The Effects of Mn Doping on the Structural and Optical Properties of ZnO

Zn1-xMnxO(x = 0.00, 0.01, and 0.05, respectively) was synthesized by using solid state reaction method. The structural properties were characterized by using X-ray diffraction and scanning electron microscopy. Optical properties were investigated by UV-visible spectroscopy. X-ray diffraction patterns indicate that all samples have hexagonal wurtzite structure without any impurity phases. The diffraction intensity increases and the peak position shifts to a lower 2 theta angle with Mn concentration. The lattice parameters a and c, the volume of unit cell increase with Mn content indicating that Mn2+ ions go to Zn2+ ions in ZnO lattice. The grain size increases with Mn doping while the microstrain and dislocation density decrease. UV-vis spectra of the samples show that undoped ZnO sample has an energy band gap E-g of 3.34 eV. The optical study indicates a red shift in the absorbance spectra and a decrease in the band gap E-g with Mn content.
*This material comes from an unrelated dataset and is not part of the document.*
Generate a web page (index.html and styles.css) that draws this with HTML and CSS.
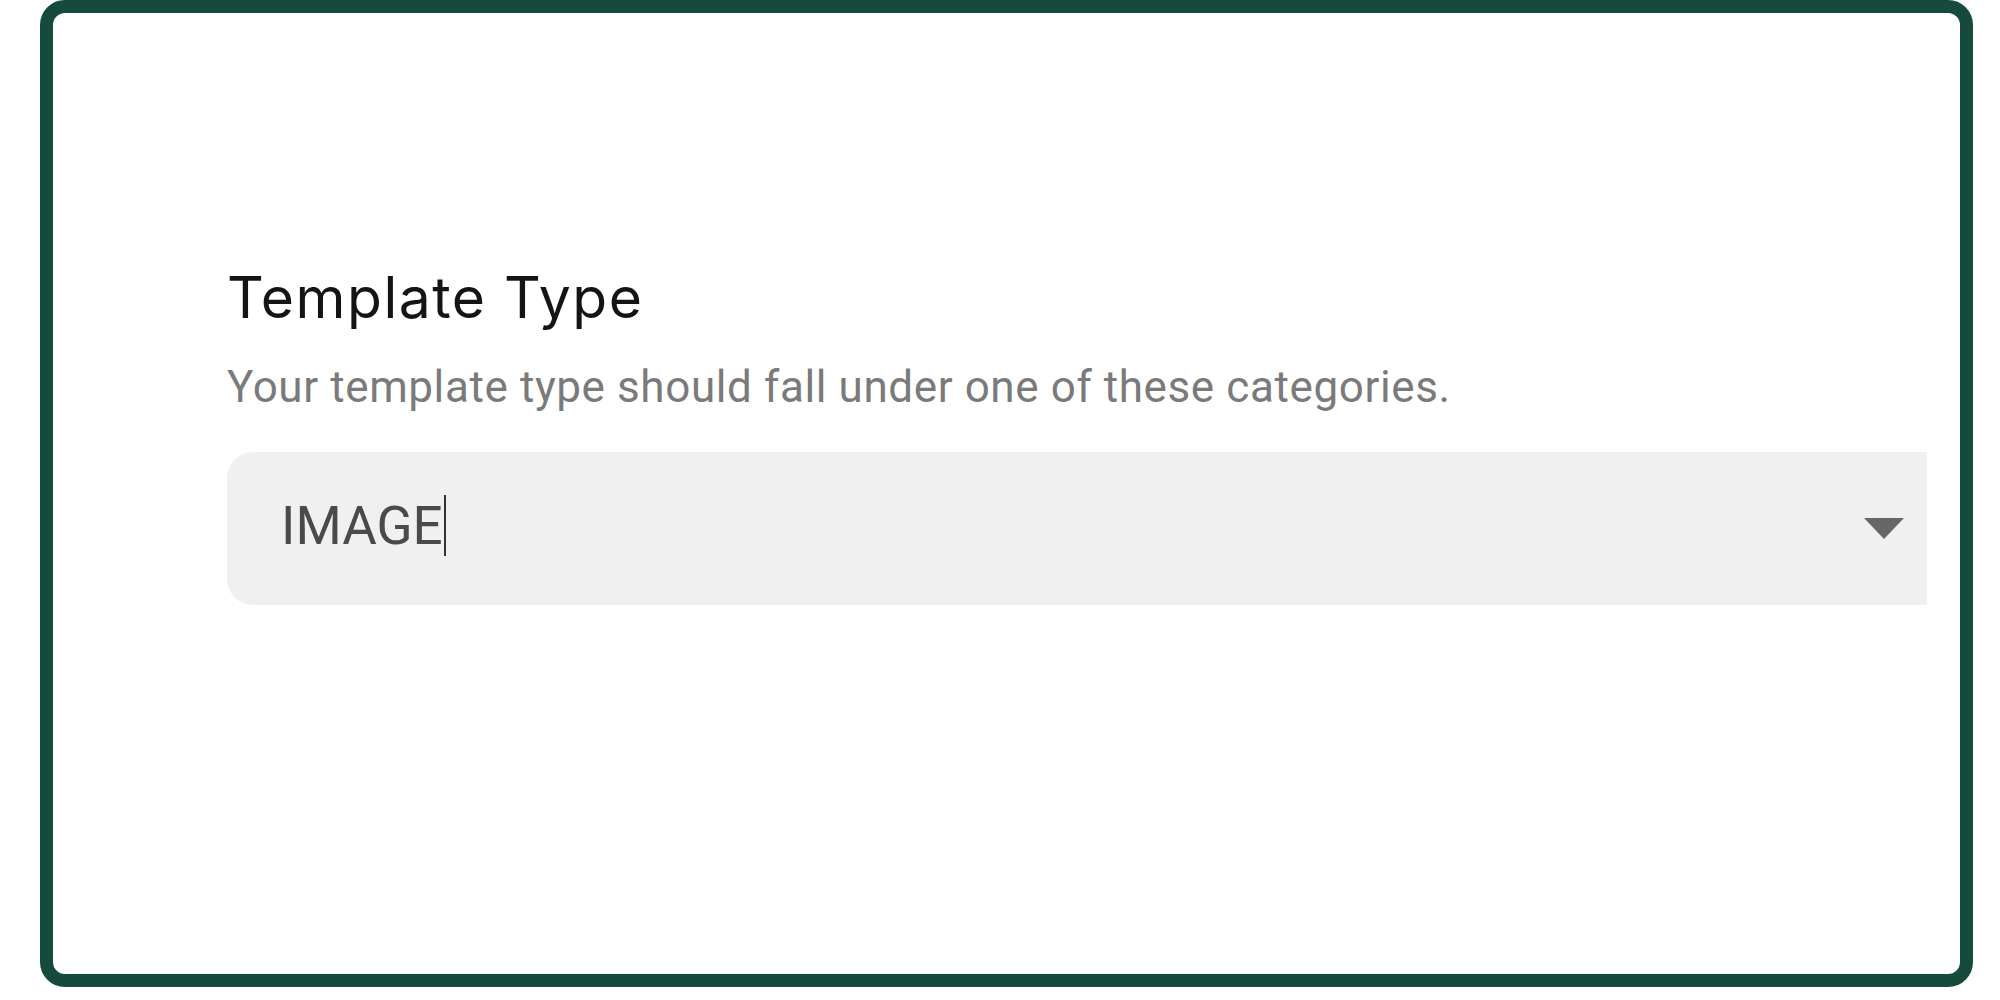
FILE: index.html
```html
<!DOCTYPE html>
<html lang="en">
<head>
  <meta charset="UTF-8">
  <title>Template Type</title>
  <link rel="stylesheet" href="styles.css">
</head>
<body>

<div class="frame">
  <div class="field-group">
    <h2 class="field-title">Template Type</h2>
    <p class="field-hint">Your template type should fall under one of these categories.</p>
    <div class="select">
      <span class="select-value">IMAGE</span><span class="caret"></span>
      <svg class="select-arrow" width="40" height="21" viewBox="0 0 40 21">
        <polygon points="0,0 40,0 20,21" fill="#666"/>
      </svg>
    </div>
  </div>
</div>

</body>
</html>
```

FILE: styles.css
```css
* {
  padding: 0;
  margin: 0;
  box-sizing: border-box;
}
body {
  background: #fff;
}
.frame {
  width: 1933px;
  height: 987px;
  margin-left: 40px;
  border: 13px solid #154a3c;
  border-radius: 25px;
  padding: 251px 33px 0 174px;
}
.field-title {
  font-family: Inter, "Liberation Sans", sans-serif;
  font-weight: 400;
  font-size: 57px;
  line-height: 68px;
  letter-spacing: 1.5px;
  color: #141414;
}
.field-hint {
  margin-top: 29px;
  font-family: Roboto, "Liberation Sans", sans-serif;
  font-size: 44px;
  line-height: 52px;
  letter-spacing: 0.6px;
  color: #7a7a7a;
}
.select {
  margin-top: 39px;
  height: 153px;
  background: #f0f0f0;
  border-radius: 26px 0 0 26px;
  display: flex;
  align-items: center;
  padding: 0 23px 6px 54px;
}
.select-value {
  font-family: Roboto, "Liberation Sans", sans-serif;
  font-size: 53px;
  line-height: 60px;
  color: #4a4a4a;
}
.caret {
  width: 2px;
  height: 61px;
  margin-left: 1px;
  background: #333;
}
.select-arrow {
  margin-left: auto;
  margin-top: 6px;
}
```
This decrease of band gap may be attributed to the influence of dopant ions. The morphology and grain distribution of ZnO samples were analysed by scanning electron microscopy. The particle sizes are higher in doped samples when compared to the undoped sample and the surface roughness increases with Mn content. The grains are closely, densely packed and pores/voids between the grains increase with Mn content.